Lovers of the Everglades might have preferred something less self-congratulatory, perhaps more along the line of Pope John Paul II’s plea for forgiveness for the past sins of the Catholic Church.
It would be warranted. In the name of making money, the United States has allowed its citizens to dredge and drain the Everglades for real estate, to poison it with fertilizer and corrupt it with invasive species.
The extent of the abuse was so dramatic that it will cost $12 billion to begin its restoration. It’s become such a severe and embarrassing problem that it seems to have actually, and briefly, brought together the administrations of President Barack Obama and Gov. Rick Scott.

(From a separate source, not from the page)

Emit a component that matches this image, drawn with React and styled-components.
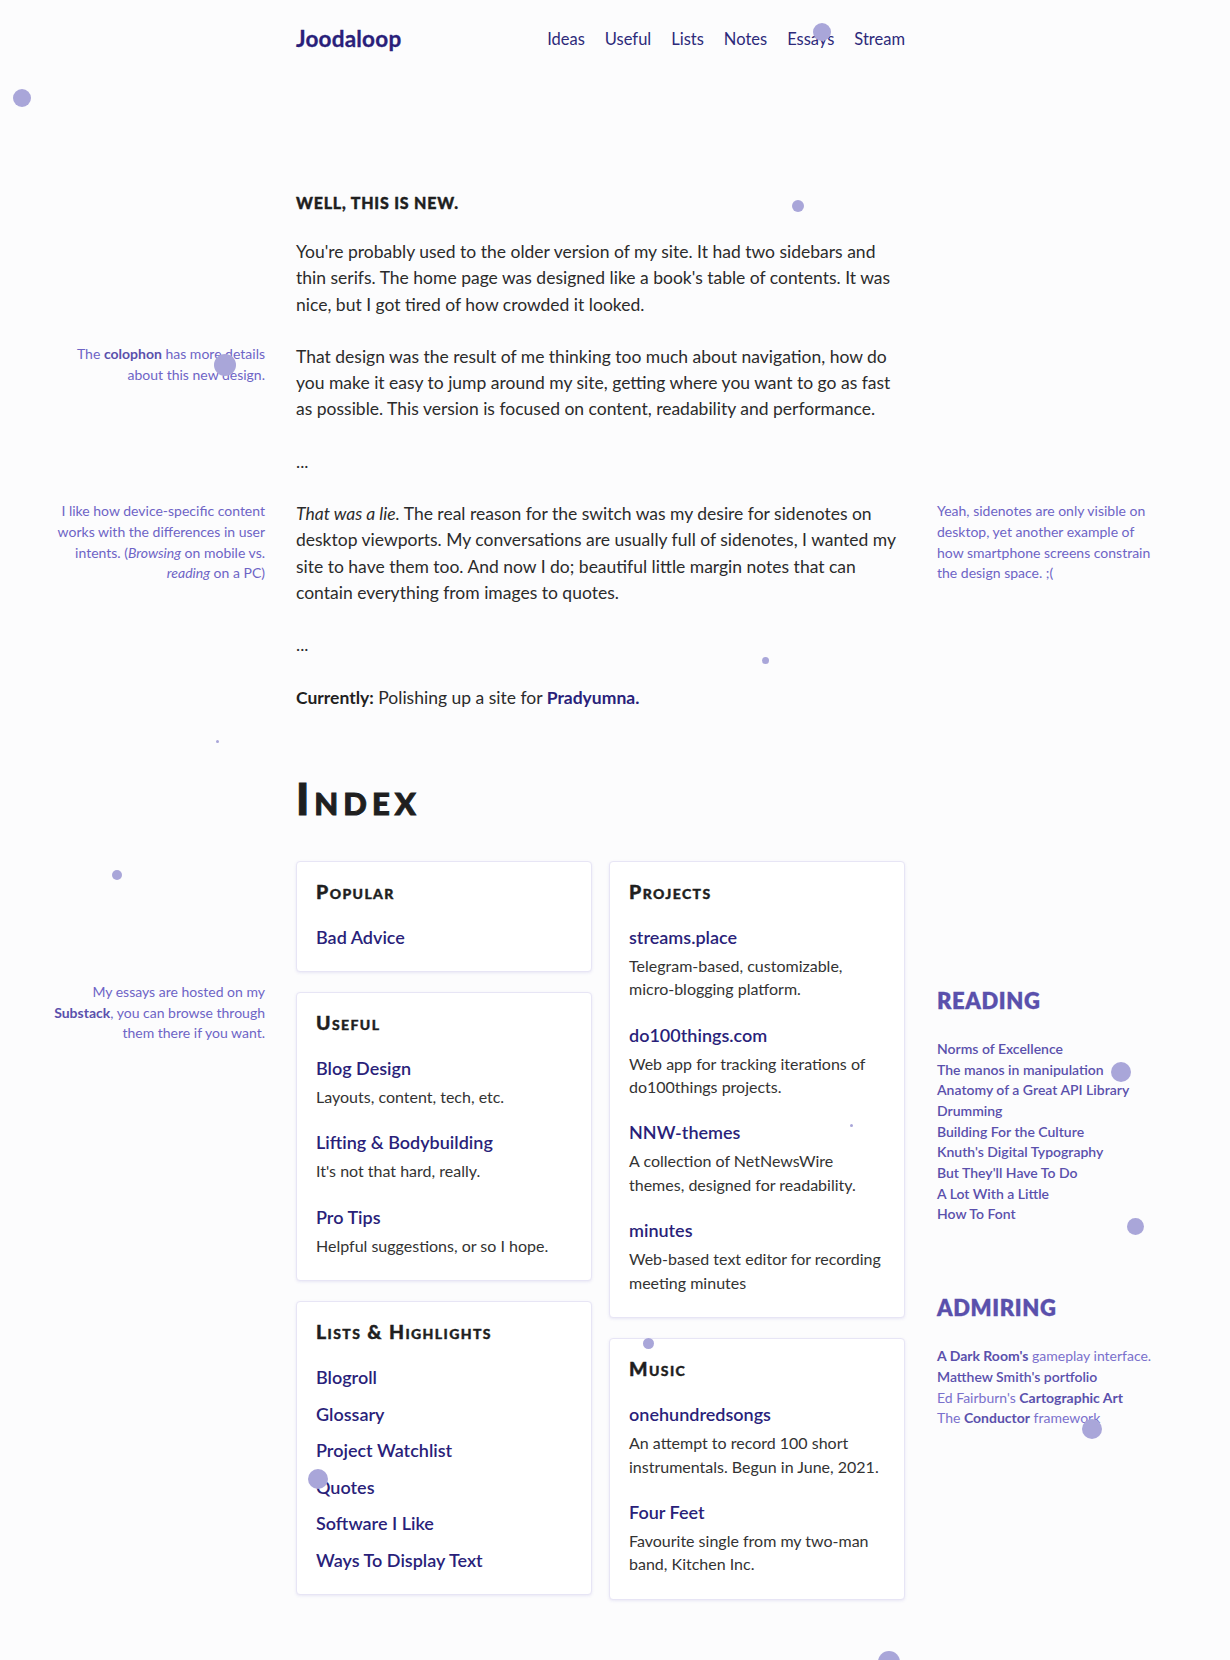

The first big problem with non-native species in the Everglades began almost as soon as modern American entrepreneurs came in contact with the impressive wetlands. Melaleuca trees were introduced into the Everglades in 1906 by folks who wanted to harvest them as ornamental plants and for paper (the tree is also called the paperbark tea tree). Because they grew so fast and propagated so easily, they were intentionally planted into the sides of levees to stabilize the dirt. In the 1930s, planes actually scattered them from the air to promote their growth in the Everglades. Today it’s illegal “to introduce, multiply, possess, move, or release” melaleucas. But it’s too late. Because 106 years later, we haven’t been able to figure out how to eradicate it.
More recently, as South Florida’s urban population ballooned, invasive snakes such as the Burmese python became the next problem. The snakes, often bought for pets, were subsequently released into the wetlands after a bout of buyer’s remorse — or owner’s laziness.
Lacking natural predators, they’ve taken over. It’s believed that there are now 30,000 pythons in Everglades National Park. And they’re spreading.
“It’s sad that it’s gotten this far — and unfortunately, there is no reason to think that they aren’t going to disperse farther north,” said Kris Serbesoff-King, the Florida invasive species program manager for The Nature Conservancy, one of the groups that has been pushing for the ban.
And yet despite all that history, it still took five years of studies, hearings and debate before Salazar was able to announce a ban. And it will be another 60 days before the ban begins.
So those familiar with the history can be excused for finding Salazar’s announcement lacking.
The first commenter on The Miami Herald story about the announcement expressed it succinctly and eloquently: “You are about thirty years too late.”